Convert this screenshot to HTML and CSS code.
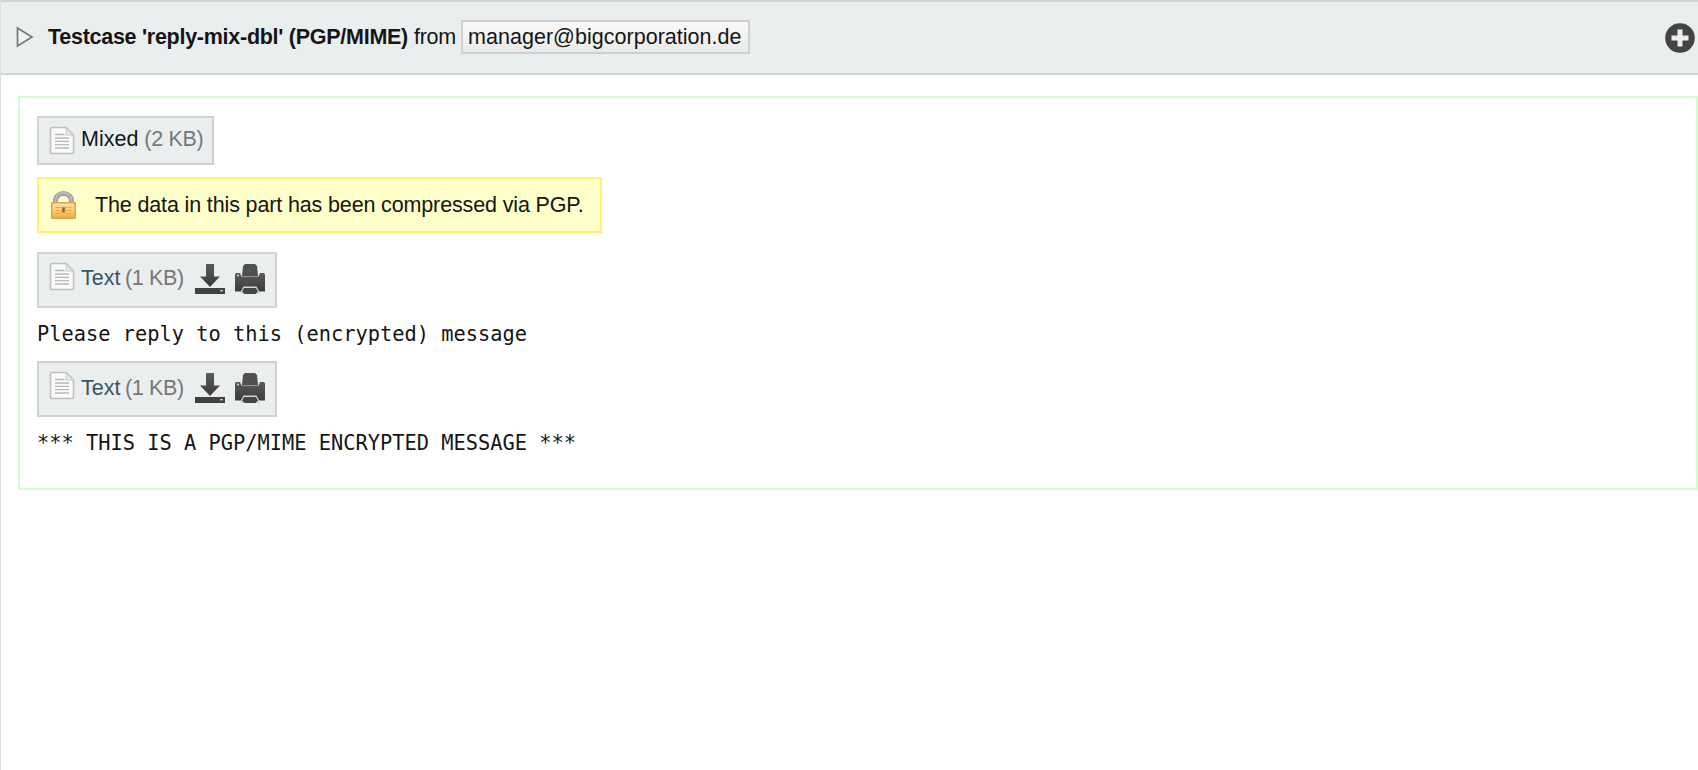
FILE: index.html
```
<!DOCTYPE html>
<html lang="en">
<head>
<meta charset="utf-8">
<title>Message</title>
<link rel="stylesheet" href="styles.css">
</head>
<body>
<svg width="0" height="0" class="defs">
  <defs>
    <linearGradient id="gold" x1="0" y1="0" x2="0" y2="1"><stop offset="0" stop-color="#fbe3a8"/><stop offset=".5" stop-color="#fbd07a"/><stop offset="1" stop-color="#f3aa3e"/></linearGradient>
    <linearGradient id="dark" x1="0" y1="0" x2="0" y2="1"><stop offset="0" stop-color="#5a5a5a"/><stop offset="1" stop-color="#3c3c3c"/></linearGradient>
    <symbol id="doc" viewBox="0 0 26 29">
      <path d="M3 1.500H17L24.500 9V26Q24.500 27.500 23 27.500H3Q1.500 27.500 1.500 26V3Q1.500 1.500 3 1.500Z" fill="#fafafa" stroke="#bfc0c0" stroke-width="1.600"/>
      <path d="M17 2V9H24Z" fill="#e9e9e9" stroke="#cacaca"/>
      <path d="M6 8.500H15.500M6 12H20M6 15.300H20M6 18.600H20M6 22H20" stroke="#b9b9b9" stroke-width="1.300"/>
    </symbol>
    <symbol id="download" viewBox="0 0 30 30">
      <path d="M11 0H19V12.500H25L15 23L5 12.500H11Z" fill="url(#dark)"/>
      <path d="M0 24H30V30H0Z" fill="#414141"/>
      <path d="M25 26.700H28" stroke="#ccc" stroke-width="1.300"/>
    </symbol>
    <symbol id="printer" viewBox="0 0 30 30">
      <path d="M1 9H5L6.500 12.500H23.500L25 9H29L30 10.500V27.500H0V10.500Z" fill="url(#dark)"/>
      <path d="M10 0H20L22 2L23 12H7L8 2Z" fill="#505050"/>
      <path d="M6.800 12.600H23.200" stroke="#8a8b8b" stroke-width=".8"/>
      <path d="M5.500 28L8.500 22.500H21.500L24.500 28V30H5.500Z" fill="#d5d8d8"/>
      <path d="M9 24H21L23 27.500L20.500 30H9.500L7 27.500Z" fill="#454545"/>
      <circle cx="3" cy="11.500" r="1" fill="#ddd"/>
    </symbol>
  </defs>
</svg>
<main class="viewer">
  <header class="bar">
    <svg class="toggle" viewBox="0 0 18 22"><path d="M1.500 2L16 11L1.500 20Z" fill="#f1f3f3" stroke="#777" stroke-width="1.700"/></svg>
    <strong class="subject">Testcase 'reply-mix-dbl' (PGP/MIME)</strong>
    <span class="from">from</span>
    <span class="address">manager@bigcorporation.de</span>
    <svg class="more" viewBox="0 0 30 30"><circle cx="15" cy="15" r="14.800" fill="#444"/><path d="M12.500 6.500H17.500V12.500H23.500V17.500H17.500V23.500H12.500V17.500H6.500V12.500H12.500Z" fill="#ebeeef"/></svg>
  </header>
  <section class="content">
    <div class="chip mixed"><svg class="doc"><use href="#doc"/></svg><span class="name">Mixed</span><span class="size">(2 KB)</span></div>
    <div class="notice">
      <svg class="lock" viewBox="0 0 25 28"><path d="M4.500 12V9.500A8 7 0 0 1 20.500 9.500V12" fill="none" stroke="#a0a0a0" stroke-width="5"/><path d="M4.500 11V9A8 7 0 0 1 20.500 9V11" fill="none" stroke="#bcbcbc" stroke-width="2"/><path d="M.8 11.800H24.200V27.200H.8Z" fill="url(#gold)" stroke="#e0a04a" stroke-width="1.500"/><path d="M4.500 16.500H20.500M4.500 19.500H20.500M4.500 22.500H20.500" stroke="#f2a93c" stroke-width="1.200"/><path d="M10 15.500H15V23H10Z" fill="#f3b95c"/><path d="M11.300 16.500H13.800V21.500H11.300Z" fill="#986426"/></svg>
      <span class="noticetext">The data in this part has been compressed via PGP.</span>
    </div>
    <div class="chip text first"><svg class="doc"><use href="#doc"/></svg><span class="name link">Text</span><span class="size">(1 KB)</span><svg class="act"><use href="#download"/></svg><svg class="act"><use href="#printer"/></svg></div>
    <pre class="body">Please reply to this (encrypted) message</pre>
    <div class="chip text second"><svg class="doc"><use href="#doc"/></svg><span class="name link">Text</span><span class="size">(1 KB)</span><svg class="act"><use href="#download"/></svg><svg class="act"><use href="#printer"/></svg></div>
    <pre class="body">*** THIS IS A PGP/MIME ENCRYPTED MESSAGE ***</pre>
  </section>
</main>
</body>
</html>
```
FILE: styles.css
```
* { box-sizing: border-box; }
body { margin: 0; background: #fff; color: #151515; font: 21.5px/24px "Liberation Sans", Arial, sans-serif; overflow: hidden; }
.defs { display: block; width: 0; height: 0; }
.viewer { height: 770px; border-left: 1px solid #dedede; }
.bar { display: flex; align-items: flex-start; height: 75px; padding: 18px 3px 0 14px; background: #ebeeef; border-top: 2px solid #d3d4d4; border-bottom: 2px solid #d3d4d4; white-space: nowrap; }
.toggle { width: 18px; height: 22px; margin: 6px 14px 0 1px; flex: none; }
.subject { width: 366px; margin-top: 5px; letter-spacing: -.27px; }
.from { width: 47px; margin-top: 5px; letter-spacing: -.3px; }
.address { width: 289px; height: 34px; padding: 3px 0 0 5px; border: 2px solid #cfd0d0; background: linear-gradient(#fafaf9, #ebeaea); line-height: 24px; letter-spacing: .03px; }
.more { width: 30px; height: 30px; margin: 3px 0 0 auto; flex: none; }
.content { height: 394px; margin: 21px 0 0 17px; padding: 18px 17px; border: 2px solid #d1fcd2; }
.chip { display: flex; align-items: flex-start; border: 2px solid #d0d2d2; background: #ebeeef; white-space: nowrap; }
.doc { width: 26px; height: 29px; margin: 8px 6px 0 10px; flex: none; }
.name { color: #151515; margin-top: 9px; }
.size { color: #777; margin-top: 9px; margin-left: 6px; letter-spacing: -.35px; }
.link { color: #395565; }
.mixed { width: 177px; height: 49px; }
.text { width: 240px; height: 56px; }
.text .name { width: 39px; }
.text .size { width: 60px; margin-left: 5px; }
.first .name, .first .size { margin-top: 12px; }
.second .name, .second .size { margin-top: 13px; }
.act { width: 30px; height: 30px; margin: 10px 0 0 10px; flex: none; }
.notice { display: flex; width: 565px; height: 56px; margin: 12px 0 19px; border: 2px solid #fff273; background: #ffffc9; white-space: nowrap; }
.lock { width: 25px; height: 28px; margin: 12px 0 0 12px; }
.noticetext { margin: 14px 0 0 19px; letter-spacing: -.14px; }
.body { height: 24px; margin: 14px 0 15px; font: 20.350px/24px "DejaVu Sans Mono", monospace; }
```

**Given exercise**
Write the listing out a second time exactly, dropping all images.

**Result**
Convert this screenshot to HTML and CSS code.
FILE: index.html
```
<!DOCTYPE html>
<html lang="en">
<head>
<meta charset="utf-8">
<title>Message</title>
<link rel="stylesheet" href="styles.css">
</head>
<body>
<svg width="0" height="0" class="defs">
  <defs>
    <linearGradient id="gold" x1="0" y1="0" x2="0" y2="1"><stop offset="0" stop-color="#fbe3a8"/><stop offset=".5" stop-color="#fbd07a"/><stop offset="1" stop-color="#f3aa3e"/></linearGradient>
    <linearGradient id="dark" x1="0" y1="0" x2="0" y2="1"><stop offset="0" stop-color="#5a5a5a"/><stop offset="1" stop-color="#3c3c3c"/></linearGradient>
    <symbol id="doc" viewBox="0 0 26 29">
      <path d="M3 1.500H17L24.500 9V26Q24.500 27.500 23 27.500H3Q1.500 27.500 1.500 26V3Q1.500 1.500 3 1.500Z" fill="#fafafa" stroke="#bfc0c0" stroke-width="1.600"/>
      <path d="M17 2V9H24Z" fill="#e9e9e9" stroke="#cacaca"/>
      <path d="M6 8.500H15.500M6 12H20M6 15.300H20M6 18.600H20M6 22H20" stroke="#b9b9b9" stroke-width="1.300"/>
    </symbol>
    <symbol id="download" viewBox="0 0 30 30">
      <path d="M11 0H19V12.500H25L15 23L5 12.500H11Z" fill="url(#dark)"/>
      <path d="M0 24H30V30H0Z" fill="#414141"/>
      <path d="M25 26.700H28" stroke="#ccc" stroke-width="1.300"/>
    </symbol>
    <symbol id="printer" viewBox="0 0 30 30">
      <path d="M1 9H5L6.500 12.500H23.500L25 9H29L30 10.500V27.500H0V10.500Z" fill="url(#dark)"/>
      <path d="M10 0H20L22 2L23 12H7L8 2Z" fill="#505050"/>
      <path d="M6.800 12.600H23.200" stroke="#8a8b8b" stroke-width=".8"/>
      <path d="M5.500 28L8.500 22.500H21.500L24.500 28V30H5.500Z" fill="#d5d8d8"/>
      <path d="M9 24H21L23 27.500L20.500 30H9.500L7 27.500Z" fill="#454545"/>
      <circle cx="3" cy="11.500" r="1" fill="#ddd"/>
    </symbol>
  </defs>
</svg>
<main class="viewer">
  <header class="bar">
    <svg class="toggle" viewBox="0 0 18 22"><path d="M1.500 2L16 11L1.500 20Z" fill="#f1f3f3" stroke="#777" stroke-width="1.700"/></svg>
    <strong class="subject">Testcase 'reply-mix-dbl' (PGP/MIME)</strong>
    <span class="from">from</span>
    <span class="address">manager@bigcorporation.de</span>
    <svg class="more" viewBox="0 0 30 30"><circle cx="15" cy="15" r="14.800" fill="#444"/><path d="M12.500 6.500H17.500V12.500H23.500V17.500H17.500V23.500H12.500V17.500H6.500V12.500H12.500Z" fill="#ebeeef"/></svg>
  </header>
  <section class="content">
    <div class="chip mixed"><svg class="doc"><use href="#doc"/></svg><span class="name">Mixed</span><span class="size">(2 KB)</span></div>
    <div class="notice">
      <svg class="lock" viewBox="0 0 25 28"><path d="M4.500 12V9.500A8 7 0 0 1 20.500 9.500V12" fill="none" stroke="#a0a0a0" stroke-width="5"/><path d="M4.500 11V9A8 7 0 0 1 20.500 9V11" fill="none" stroke="#bcbcbc" stroke-width="2"/><path d="M.8 11.800H24.200V27.200H.8Z" fill="url(#gold)" stroke="#e0a04a" stroke-width="1.500"/><path d="M4.500 16.500H20.500M4.500 19.500H20.500M4.500 22.500H20.500" stroke="#f2a93c" stroke-width="1.200"/><path d="M10 15.500H15V23H10Z" fill="#f3b95c"/><path d="M11.300 16.500H13.800V21.500H11.300Z" fill="#986426"/></svg>
      <span class="noticetext">The data in this part has been compressed via PGP.</span>
    </div>
    <div class="chip text first"><svg class="doc"><use href="#doc"/></svg><span class="name link">Text</span><span class="size">(1 KB)</span><svg class="act"><use href="#download"/></svg><svg class="act"><use href="#printer"/></svg></div>
    <pre class="body">Please reply to this (encrypted) message</pre>
    <div class="chip text second"><svg class="doc"><use href="#doc"/></svg><span class="name link">Text</span><span class="size">(1 KB)</span><svg class="act"><use href="#download"/></svg><svg class="act"><use href="#printer"/></svg></div>
    <pre class="body">*** THIS IS A PGP/MIME ENCRYPTED MESSAGE ***</pre>
  </section>
</main>
</body>
</html>
```
FILE: styles.css
```
* { box-sizing: border-box; }
body { margin: 0; background: #fff; color: #151515; font: 21.5px/24px "Liberation Sans", Arial, sans-serif; overflow: hidden; }
.defs { display: block; width: 0; height: 0; }
.viewer { height: 770px; border-left: 1px solid #dedede; }
.bar { display: flex; align-items: flex-start; height: 75px; padding: 18px 3px 0 14px; background: #ebeeef; border-top: 2px solid #d3d4d4; border-bottom: 2px solid #d3d4d4; white-space: nowrap; }
.toggle { width: 18px; height: 22px; margin: 6px 14px 0 1px; flex: none; }
.subject { width: 366px; margin-top: 5px; letter-spacing: -.27px; }
.from { width: 47px; margin-top: 5px; letter-spacing: -.3px; }
.address { width: 289px; height: 34px; padding: 3px 0 0 5px; border: 2px solid #cfd0d0; background: linear-gradient(#fafaf9, #ebeaea); line-height: 24px; letter-spacing: .03px; }
.more { width: 30px; height: 30px; margin: 3px 0 0 auto; flex: none; }
.content { height: 394px; margin: 21px 0 0 17px; padding: 18px 17px; border: 2px solid #d1fcd2; }
.chip { display: flex; align-items: flex-start; border: 2px solid #d0d2d2; background: #ebeeef; white-space: nowrap; }
.doc { width: 26px; height: 29px; margin: 8px 6px 0 10px; flex: none; }
.name { color: #151515; margin-top: 9px; }
.size { color: #777; margin-top: 9px; margin-left: 6px; letter-spacing: -.35px; }
.link { color: #395565; }
.mixed { width: 177px; height: 49px; }
.text { width: 240px; height: 56px; }
.text .name { width: 39px; }
.text .size { width: 60px; margin-left: 5px; }
.first .name, .first .size { margin-top: 12px; }
.second .name, .second .size { margin-top: 13px; }
.act { width: 30px; height: 30px; margin: 10px 0 0 10px; flex: none; }
.notice { display: flex; width: 565px; height: 56px; margin: 12px 0 19px; border: 2px solid #fff273; background: #ffffc9; white-space: nowrap; }
.lock { width: 25px; height: 28px; margin: 12px 0 0 12px; }
.noticetext { margin: 14px 0 0 19px; letter-spacing: -.14px; }
.body { height: 24px; margin: 14px 0 15px; font: 20.350px/24px "DejaVu Sans Mono", monospace; }
```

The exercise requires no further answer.